Hoge Raad, 23-09-2022, ECLI:NL:HR:2022:1305, 21/02532

Hoge Raad, 23-09-2022, ECLI:NL:HR:2022:1305, 21/02532

Gegevens

Instantie
Hoge Raad
Datum uitspraak
23 september 2022
Datum publicatie
23 september 2022
ECLI
ECLI:NL:HR:2022:1305
Formele relaties
Zaaknummer
21/02532

Inhoudsindicatie

HR: 81.1 RO.

Uitspraak

HOGE RAAD DER NEDERLANDEN

BELASTINGKAMER

Nummer 21/02532

Datum 23 september 2022

ARREST

in de zaak van

GEMEENTE [X] te [Z] (hierna: belanghebbende)

tegen

de STAATSSECRETARIS VAN FINANCIËN

op het beroep in cassatie tegen de uitspraak van het Gerechtshof Arnhem-Leeuwarden van 11 mei 2021, nr. 20/010221, betreffende een ten aanzien van belanghebbende gegeven beschikking op een verzoek om teruggaaf van omzetbelasting over het tijdvak juli 2014.
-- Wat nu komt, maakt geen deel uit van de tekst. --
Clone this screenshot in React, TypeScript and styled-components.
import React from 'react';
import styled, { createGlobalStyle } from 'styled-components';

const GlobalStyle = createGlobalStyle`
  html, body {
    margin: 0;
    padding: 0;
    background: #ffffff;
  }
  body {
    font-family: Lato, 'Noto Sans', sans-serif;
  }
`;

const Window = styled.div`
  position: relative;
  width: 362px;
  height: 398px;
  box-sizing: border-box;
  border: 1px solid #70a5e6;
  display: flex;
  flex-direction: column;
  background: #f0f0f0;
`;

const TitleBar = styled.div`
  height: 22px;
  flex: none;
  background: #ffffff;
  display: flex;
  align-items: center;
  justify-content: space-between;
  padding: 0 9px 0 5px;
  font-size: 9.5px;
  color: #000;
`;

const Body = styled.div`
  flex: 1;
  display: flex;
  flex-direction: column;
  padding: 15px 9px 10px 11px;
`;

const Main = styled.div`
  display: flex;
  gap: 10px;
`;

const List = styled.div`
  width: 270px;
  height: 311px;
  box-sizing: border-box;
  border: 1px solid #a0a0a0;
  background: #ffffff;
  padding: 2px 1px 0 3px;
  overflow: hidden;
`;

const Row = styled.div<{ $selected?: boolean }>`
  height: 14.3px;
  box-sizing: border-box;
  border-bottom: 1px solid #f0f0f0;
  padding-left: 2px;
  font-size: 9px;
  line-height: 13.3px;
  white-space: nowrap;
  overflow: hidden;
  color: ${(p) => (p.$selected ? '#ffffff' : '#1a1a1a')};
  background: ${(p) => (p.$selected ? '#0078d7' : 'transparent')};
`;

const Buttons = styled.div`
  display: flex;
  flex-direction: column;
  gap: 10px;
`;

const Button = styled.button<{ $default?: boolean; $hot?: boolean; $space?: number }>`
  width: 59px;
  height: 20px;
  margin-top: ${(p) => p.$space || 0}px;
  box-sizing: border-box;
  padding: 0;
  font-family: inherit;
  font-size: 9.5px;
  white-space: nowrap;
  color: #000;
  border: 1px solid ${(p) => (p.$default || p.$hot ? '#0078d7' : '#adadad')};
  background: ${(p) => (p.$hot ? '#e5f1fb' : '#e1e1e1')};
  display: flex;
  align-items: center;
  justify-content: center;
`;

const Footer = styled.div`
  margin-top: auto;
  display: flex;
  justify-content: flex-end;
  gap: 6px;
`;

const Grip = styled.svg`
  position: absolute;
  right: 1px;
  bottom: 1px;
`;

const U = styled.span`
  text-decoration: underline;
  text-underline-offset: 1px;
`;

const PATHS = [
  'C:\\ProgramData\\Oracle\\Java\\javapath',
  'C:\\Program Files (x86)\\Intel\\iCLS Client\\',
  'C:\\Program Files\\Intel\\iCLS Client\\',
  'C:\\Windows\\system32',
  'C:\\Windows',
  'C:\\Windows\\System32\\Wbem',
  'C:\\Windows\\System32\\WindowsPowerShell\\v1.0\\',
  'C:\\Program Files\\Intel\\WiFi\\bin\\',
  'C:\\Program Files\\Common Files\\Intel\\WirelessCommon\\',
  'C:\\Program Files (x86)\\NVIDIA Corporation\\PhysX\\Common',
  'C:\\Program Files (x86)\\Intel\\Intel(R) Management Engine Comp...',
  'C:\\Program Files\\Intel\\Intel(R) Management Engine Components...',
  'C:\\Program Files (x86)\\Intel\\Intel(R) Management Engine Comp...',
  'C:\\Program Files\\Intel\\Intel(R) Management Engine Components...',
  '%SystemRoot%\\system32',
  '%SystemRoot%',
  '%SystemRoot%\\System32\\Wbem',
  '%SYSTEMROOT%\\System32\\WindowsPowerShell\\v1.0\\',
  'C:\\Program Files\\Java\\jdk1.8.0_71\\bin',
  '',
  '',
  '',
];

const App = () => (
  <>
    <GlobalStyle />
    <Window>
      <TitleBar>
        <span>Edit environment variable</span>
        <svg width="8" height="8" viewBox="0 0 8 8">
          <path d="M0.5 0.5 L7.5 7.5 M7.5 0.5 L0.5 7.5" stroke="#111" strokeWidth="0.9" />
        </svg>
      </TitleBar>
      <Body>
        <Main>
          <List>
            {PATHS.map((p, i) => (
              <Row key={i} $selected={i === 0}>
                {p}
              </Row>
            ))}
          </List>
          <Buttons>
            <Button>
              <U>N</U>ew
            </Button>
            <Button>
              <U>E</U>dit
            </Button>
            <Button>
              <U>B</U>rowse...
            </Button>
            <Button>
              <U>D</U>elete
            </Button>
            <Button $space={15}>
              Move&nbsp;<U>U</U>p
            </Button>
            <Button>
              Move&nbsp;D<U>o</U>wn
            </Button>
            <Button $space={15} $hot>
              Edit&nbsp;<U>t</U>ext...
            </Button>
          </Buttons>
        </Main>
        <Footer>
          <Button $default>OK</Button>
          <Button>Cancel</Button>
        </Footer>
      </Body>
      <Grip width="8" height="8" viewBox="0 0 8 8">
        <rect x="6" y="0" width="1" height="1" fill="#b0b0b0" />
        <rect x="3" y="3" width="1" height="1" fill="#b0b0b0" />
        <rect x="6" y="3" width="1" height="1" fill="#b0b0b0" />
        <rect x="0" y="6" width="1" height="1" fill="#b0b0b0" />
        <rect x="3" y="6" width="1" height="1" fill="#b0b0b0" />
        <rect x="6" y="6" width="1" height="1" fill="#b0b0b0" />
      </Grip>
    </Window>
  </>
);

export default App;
1 Het eerste geding in cassatie

Bij arrest van de Hoge Raad van 13 november 2020, ECLI:NL:HR:2020:1776, is vernietigd de uitspraak van het Gerechtshof ’s-Hertogenbosch, nr. 17/001502, met verwijzing van het geding naar het Gerechtshof Arnhem-Leeuwarden (hierna: het Hof) ter verdere behandeling en beslissing van de zaak met inachtneming van dat arrest.

2 Het tweede geding in cassatie

Belanghebbende, vertegenwoordigd door [P1], heeft tegen de uitspraak van het Hof beroep in cassatie ingesteld en daarbij een aantal middelen voorgesteld.

De Staatssecretaris, vertegenwoordigd door [P2], heeft een verweerschrift ingediend.

3 Beoordeling van de middelen

De Hoge Raad heeft de middelen over de uitspraak van het Hof beoordeeld. De uitkomst hiervan is dat deze middelen niet kunnen leiden tot vernietiging van die uitspraak. De Hoge Raad hoeft niet te motiveren waarom hij tot dit oordeel is gekomen. Bij de beoordeling van deze middelen is het namelijk niet nodig om antwoord te geven op vragen die van belang zijn voor de eenheid of de ontwikkeling van het recht (zie artikel 81, lid 1, van de Wet op de rechterlijke organisatie).